Haines Borough Mayor Stephanie Scott has said she wants at least one municipal building heated with wood in her lifetime.

The borough assembly supersized Scott’s dream Tuesday, approving a renewable energy grant request for money to install wood-pellet boilers in the Haines School’s voc-tech building, swimming pool, Human Resources building, Visitor’s Center and borough offices.

The amount of the request will be determined before it’s submitted to the Alaska Energy Authority in two weeks.

Darsie Culbeck, the borough manager’s executive assistant, said pellet boilers could cut fuel bills by one third, reduce the town’s carbon footprint and spur local investment in the region’s potential pellet industry.

At the scale of the borough’s grant request, Haines would likely become the leader in Southeast for investing in the technology, according Bob Deering, a pellet booster and civil engineer for the Coast Guard. The Guard recently installed three pellet boilers at its Sitka Air Station and is looking to install them elsewhere, he said.

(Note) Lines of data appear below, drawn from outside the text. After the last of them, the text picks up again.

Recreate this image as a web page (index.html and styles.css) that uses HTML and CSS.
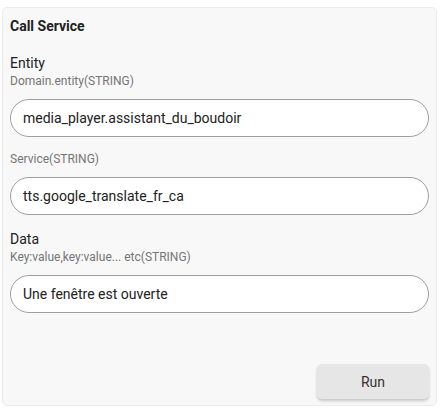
FILE: index.html
```html
<!DOCTYPE html>
<html lang="en">
<head>
    <meta charset="UTF-8">
    <meta name="viewport" content="width=device-width, initial-scale=1.0">
    <title>Call Service</title>
    <link rel="stylesheet" href="styles.css">
</head>
<body>

<div class="card">
    <h1 class="card-title">Call Service</h1>

    <div class="field">
        <label class="field-label" for="entity">Entity</label>
        <div class="field-help">Domain.entity(STRING)</div>
        <input type="text" id="entity" class="field-input" value="media_player.assistant_du_boudoir">
    </div>

    <div class="field">
        <div class="field-help">Service(STRING)</div>
        <input type="text" id="service" class="field-input" value="tts.google_translate_fr_ca">
    </div>

    <div class="field">
        <label class="field-label" for="data">Data</label>
        <div class="field-help">Key:value,key:value... etc(STRING)</div>
        <input type="text" id="data" class="field-input" value="Une fenêtre est ouverte">
    </div>

    <div class="card-actions">
        <button class="run-button" id="run">Run</button>
    </div>
</div>

</body>
</html>
```

FILE: styles.css
```css
body {
    font-family: Roboto, 'Liberation Sans', Arial, sans-serif;
    background-color: #fff;
    margin: 0;
    padding: 7px 8px 0 2px;
}

.card {
    display: flex;
    flex-direction: column;
    height: 399px;
    box-sizing: border-box;
    padding: 0 7px 6px 7px;
    background-color: #f8f8f8;
    border: 1px solid #ececec;
    border-radius: 5px;
}

.card-title {
    margin: 8px 0 0 0;
    font-size: 14px;
    line-height: 20px;
    font-weight: bold;
    color: #212121;
}

.field {
    margin-top: 14px;
}

.field:first-of-type {
    margin-top: 17px;
}

.field-label {
    display: block;
    font-size: 14px;
    line-height: 20px;
    color: #212121;
}

.field-help {
    font-size: 12px;
    line-height: 16px;
    color: #757575;
}

.field-input {
    display: block;
    box-sizing: border-box;
    width: 100%;
    height: 38px;
    margin-top: 10px;
    padding: 0 12px;
    font-family: inherit;
    font-size: 14px;
    color: #212121;
    background-color: #fff;
    border: 1px solid #9e9e9e;
    border-radius: 19px;
    outline: none;
}

.card-actions {
    margin-top: auto;
    display: flex;
    justify-content: flex-end;
}

.run-button {
    width: 112px;
    height: 35px;
    font-family: inherit;
    font-size: 14px;
    color: #333;
    background-color: #e6e6e6;
    border: none;
    border-radius: 5px;
    box-shadow: 0 2px 3px rgba(0, 0, 0, 0.2);
    cursor: pointer;
}

.run-button:hover {
    background-color: #dcdcdc;
}
```
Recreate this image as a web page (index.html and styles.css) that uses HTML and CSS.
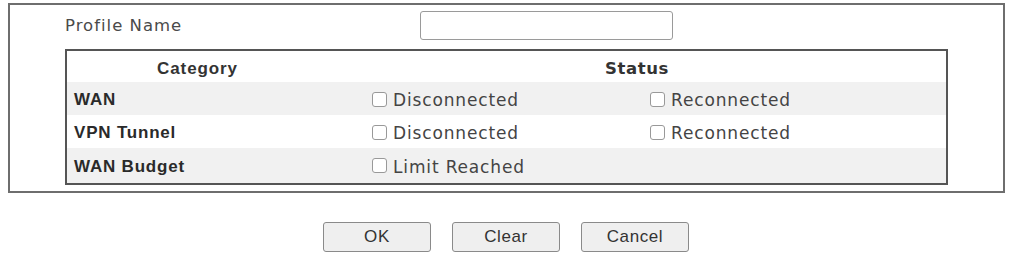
FILE: index.html
```html
<!DOCTYPE html>
<html>
<head>
<meta charset="utf-8">
<link rel="stylesheet" href="styles.css">
</head>
<body>
<div class="panel">
  <div class="profile-row">
    <span class="profile-label">Profile Name</span>
    <input class="profile-input" type="text">
  </div>
  <div class="table">
    <div class="row head">
      <div class="cat-head">Category</div>
      <div class="status-head">Status</div>
    </div>
    <div class="row shaded">
      <div class="label">WAN</div>
      <div class="opt opt-first"><span class="box"></span>Disconnected</div>
      <div class="opt"><span class="box"></span>Reconnected</div>
    </div>
    <div class="row">
      <div class="label">VPN Tunnel</div>
      <div class="opt opt-first"><span class="box"></span>Disconnected</div>
      <div class="opt"><span class="box"></span>Reconnected</div>
    </div>
    <div class="row shaded last">
      <div class="label">WAN Budget</div>
      <div class="opt opt-first"><span class="box"></span>Limit Reached</div>
    </div>
  </div>
</div>
<div class="buttons">
  <button class="btn">OK</button>
  <button class="btn">Clear</button>
  <button class="btn">Cancel</button>
</div>
</body>
</html>
```
FILE: styles.css
```css
html, body {
  margin: 0;
  padding: 0;
  background: #ffffff;
}
body {
  width: 1010px;
  height: 259px;
  overflow: hidden;
}
.panel {
  box-sizing: border-box;
  margin: 3px 0 0 8px;
  width: 997px;
  height: 190px;
  border: 2px solid #6e6e6e;
  padding: 0 0 0 55px;
}
.profile-row {
  display: flex;
  align-items: center;
  height: 44px;
}
.profile-label {
  font-family: "DejaVu Sans", sans-serif;
  font-size: 16.5px;
  letter-spacing: 1px;
  color: #4a4a4a;
  width: 355px;
  padding-bottom: 4px;
}
.profile-input {
  box-sizing: border-box;
  width: 253px;
  height: 29px;
  border: 1px solid #9a9a9a;
  border-radius: 3px;
  background: #fff;
  margin: 0;
  padding: 0;
  margin-bottom: 4px;
}
.table {
  box-sizing: border-box;
  width: 883px;
  border: 2px solid #555;
}
.row {
  box-sizing: border-box;
  display: flex;
  align-items: center;
  height: 33px;
  padding-top: 3px;
}
.row.head {
  height: 31px;
  padding-top: 4px;
}
.row.last {
  height: 35px;
  padding-top: 2px;
}
.shaded {
  background: #f1f1f1;
}
.cat-head {
  width: 261px;
  text-align: center;
  font-family: "Liberation Sans", Arial, sans-serif;
  font-weight: bold;
  font-size: 17px;
  letter-spacing: 0.9px;
  color: #333;
}
.status-head {
  flex: 1;
  text-align: center;
  font-family: "DejaVu Sans", sans-serif;
  font-weight: bold;
  font-size: 16.5px;
  letter-spacing: 0.6px;
  color: #333;
}
.label {
  box-sizing: border-box;
  width: 305px;
  padding-left: 7px;
  font-family: "Liberation Sans", Arial, sans-serif;
  font-weight: bold;
  font-size: 17px;
  letter-spacing: 0.8px;
  color: #2a2a2a;
}
.opt {
  display: flex;
  align-items: center;
  font-family: "DejaVu Sans", sans-serif;
  font-size: 17px;
  letter-spacing: 0.85px;
  color: #444;
}
.opt-first {
  width: 278px;
}
.box {
  box-sizing: border-box;
  display: inline-block;
  width: 15px;
  height: 15px;
  border: 1px solid #999;
  border-radius: 3px;
  background: #fff;
  margin-right: 6px;
  margin-top: -2px;
}
.buttons {
  display: flex;
  justify-content: center;
  gap: 21px;
  margin-top: 29px;
  padding-left: 2px;
}
.btn {
  box-sizing: border-box;
  width: 108px;
  height: 30px;
  border: 1px solid #8a8a8a;
  border-radius: 3px;
  background: #efefef;
  font-family: "Liberation Sans", Arial, sans-serif;
  font-size: 17px;
  letter-spacing: 0.6px;
  color: #333;
  padding: 0;
}
```
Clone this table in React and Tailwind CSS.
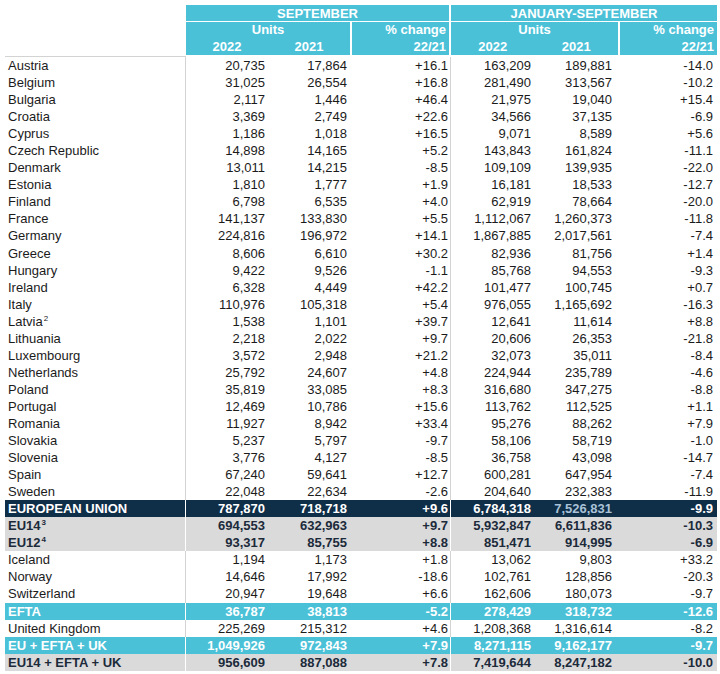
import React from 'react';

const rows = [
  ['Austria', '20,735', '17,864', '+16.1', '163,209', '189,881', '-14.0'],
  ['Belgium', '31,025', '26,554', '+16.8', '281,490', '313,567', '-10.2'],
  ['Bulgaria', '2,117', '1,446', '+46.4', '21,975', '19,040', '+15.4'],
  ['Croatia', '3,369', '2,749', '+22.6', '34,566', '37,135', '-6.9'],
  ['Cyprus', '1,186', '1,018', '+16.5', '9,071', '8,589', '+5.6'],
  ['Czech Republic', '14,898', '14,165', '+5.2', '143,843', '161,824', '-11.1'],
  ['Denmark', '13,011', '14,215', '-8.5', '109,109', '139,935', '-22.0'],
  ['Estonia', '1,810', '1,777', '+1.9', '16,181', '18,533', '-12.7'],
  ['Finland', '6,798', '6,535', '+4.0', '62,919', '78,664', '-20.0'],
  ['France', '141,137', '133,830', '+5.5', '1,112,067', '1,260,373', '-11.8'],
  ['Germany', '224,816', '196,972', '+14.1', '1,867,885', '2,017,561', '-7.4'],
  ['Greece', '8,606', '6,610', '+30.2', '82,936', '81,756', '+1.4'],
  ['Hungary', '9,422', '9,526', '-1.1', '85,768', '94,553', '-9.3'],
  ['Ireland', '6,328', '4,449', '+42.2', '101,477', '100,745', '+0.7'],
  ['Italy', '110,976', '105,318', '+5.4', '976,055', '1,165,692', '-16.3'],
  ['Latvia', '1,538', '1,101', '+39.7', '12,641', '11,614', '+8.8', '2'],
  ['Lithuania', '2,218', '2,022', '+9.7', '20,606', '26,353', '-21.8'],
  ['Luxembourg', '3,572', '2,948', '+21.2', '32,073', '35,011', '-8.4'],
  ['Netherlands', '25,792', '24,607', '+4.8', '224,944', '235,789', '-4.6'],
  ['Poland', '35,819', '33,085', '+8.3', '316,680', '347,275', '-8.8'],
  ['Portugal', '12,469', '10,786', '+15.6', '113,762', '112,525', '+1.1'],
  ['Romania', '11,927', '8,942', '+33.4', '95,276', '88,262', '+7.9'],
  ['Slovakia', '5,237', '5,797', '-9.7', '58,106', '58,719', '-1.0'],
  ['Slovenia', '3,776', '4,127', '-8.5', '36,758', '43,098', '-14.7'],
  ['Spain', '67,240', '59,641', '+12.7', '600,281', '647,954', '-7.4'],
  ['Sweden', '22,048', '22,634', '-2.6', '204,640', '232,383', '-11.9'],
  ['EUROPEAN UNION', '787,870', '718,718', '+9.6', '6,784,318', '7,526,831', '-9.9', null, 'dark'],
  ['EU14', '694,553', '632,963', '+9.7', '5,932,847', '6,611,836', '-10.3', '3', 'gray'],
  ['EU12', '93,317', '85,755', '+8.8', '851,471', '914,995', '-6.9', '4', 'gray'],
  ['Iceland', '1,194', '1,173', '+1.8', '13,062', '9,803', '+33.2'],
  ['Norway', '14,646', '17,992', '-18.6', '102,761', '128,856', '-20.3'],
  ['Switzerland', '20,947', '19,648', '+6.6', '162,606', '180,073', '-9.7'],
  ['EFTA', '36,787', '38,813', '-5.2', '278,429', '318,732', '-12.6', null, 'cyan'],
  ['United Kingdom', '225,269', '215,312', '+4.6', '1,208,368', '1,316,614', '-8.2'],
  ['EU + EFTA + UK', '1,049,926', '972,843', '+7.9', '8,271,115', '9,162,177', '-9.7', null, 'cyan'],
  ['EU14 + EFTA + UK', '956,609', '887,088', '+7.8', '7,419,644', '8,247,182', '-10.0', null, 'gray'],
];

const grid = 'grid grid-cols-[181px_85px_82px_98px_84px_82px_100px]';

const rowStyles = {
  plain: { bg: 'bg-white text-[#1b1b1b]', line: 'border-[#d3d3d3]' },
  dark: { bg: 'bg-[#0f2e47] text-white font-bold', line: 'border-white' },
  gray: { bg: 'bg-[#dadada] text-[#1c2a3a] font-bold', line: 'border-white' },
  cyan: { bg: 'bg-[#4bc1d8] text-white font-bold', line: 'border-white' },
};

function DataRow({ r }) {
  const [name, s22, s21, sch, j22, j21, jch, sup, kind = 'plain'] = r;
  const st = rowStyles[kind];
  return (
    <div className={`${grid} h-[17.06px] leading-[17px] ${st.bg}`}>
      <div className={`pl-[3px] border-r ${st.line} whitespace-nowrap`}>
        {name}
        {sup && <span className="inline-block align-top text-[8px] leading-[10px] ml-[1px] mt-[1px]">{sup}</span>}
      </div>
      <div className="text-right pr-[6px]">{s22}</div>
      <div className="text-right pr-[6px]">{s21}</div>
      <div className={`text-right pr-[2px] border-r ${st.line}`}>{sch}</div>
      <div className="text-right pr-[4px]">{j22}</div>
      <div className={`text-right pr-[5px] ${kind === 'dark' ? 'text-[#a9c2d8]' : ''}`}>{j21}</div>
      <div className="text-right pr-[4px]">{jch}</div>
    </div>
  );
}

function HeaderBlock({ title }) {
  return (
    <div className="flex flex-col bg-[#4bc1d8] text-white font-bold">
      <div className="h-[17px] leading-[17px] text-center border-b border-white">{title}</div>
      <div className="flex flex-1">
        <div className="flex flex-col flex-1 border-r-2 border-white">
          <div className="h-[16px] leading-[16px] text-center">Units</div>
          <div className="flex h-[17px] leading-[17px]">
            <div className="flex-1 text-center">2022</div>
            <div className="flex-1 text-center">2021</div>
          </div>
        </div>
        <div className="flex flex-col w-[97px] text-right pr-[3px]">
          <div className="h-[16px] leading-[16px]">% change</div>
          <div className="h-[17px] leading-[17px]">22/21</div>
        </div>
      </div>
    </div>
  );
}

export default function App() {
  return (
    <div className="bg-white w-[720px] h-[674px] pt-[5px] pl-[5px] text-[13px] font-['Liberation_Sans',Arial,sans-serif]">
      <div className="w-[712px]">
        <div className="flex h-[52px]">
          <div className="w-[181px] border-b border-[#d3d3d3]" />
          <div className="w-[265px] border-r-2 border-white">
            <HeaderBlock title="SEPTEMBER" />
          </div>
          <div className="w-[266px]">
            <HeaderBlock title="JANUARY-SEPTEMBER" />
          </div>
        </div>
        <div>
          {rows.map((r) => (
            <DataRow key={r[0]} r={r} />
          ))}
        </div>
      </div>
    </div>
  );
}
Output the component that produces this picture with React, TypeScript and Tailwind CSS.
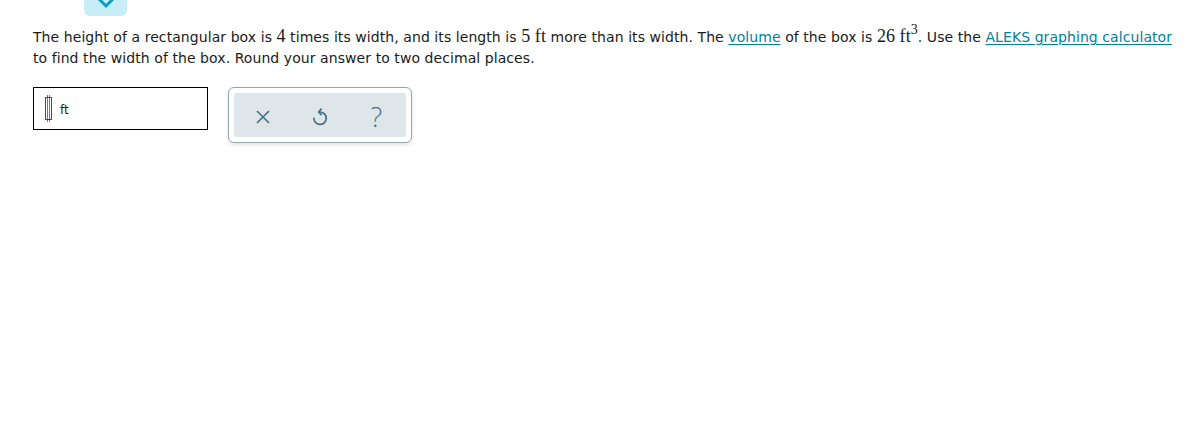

The borough wants to put a $30,000 pellet system – including a pellet storage silo – into the Senior Center by November. It would serve as a test of the new technology. Funding for the project would come from the remains of a legislative grant for the building.

Deering and Culbeck are critical of a $25,000 study by engineer Jim Rehfeldt that in June found that pellets wouldn’t be cheaper than oil at several facilities, including borough offices, the voc-tech building, and swimming pool.

They say Rehfeldt compared existing, single-boiler, oil-burning systems to a pellet-fired boiler with an oil-burning boiler for backup, and that two boilers are simply more expensive than one.

“(Rehfeldt’s) contention that a single boiler can’t effectively meet 100 percent of the heating needs for the buildings is not consistent with what the manufacturers are stating, backed by thousand of installations configured in exactly that fashion, both in the U.S. and extensively in Europe,” Deering wrote to Mayor Scott.

Engineers for the two sides didn’t agree during a recent, four-hour discussion of the issue.

Rehfeldt’s firm maintains that a second boiler is prudent for government buildings, given that pellet boilers require more maintenance and are new technology.

Deering acknowledged this week the Coast Guard’s pellet boilers will have back-up boilers. He suggested the borough could put in electric back-ups for its pellet boilers, or a portable, oil boiler that attaches to special building fittings.

Culbeck said the borough might look at a portable back-up. In the event of a problem with pellets, a Toyo-style heater could be installed quickly in a building like the Senior Center, he said.

If the Senior Center pellet project doesn’t pan out, the borough could return grant money to AEA, Culbeck said.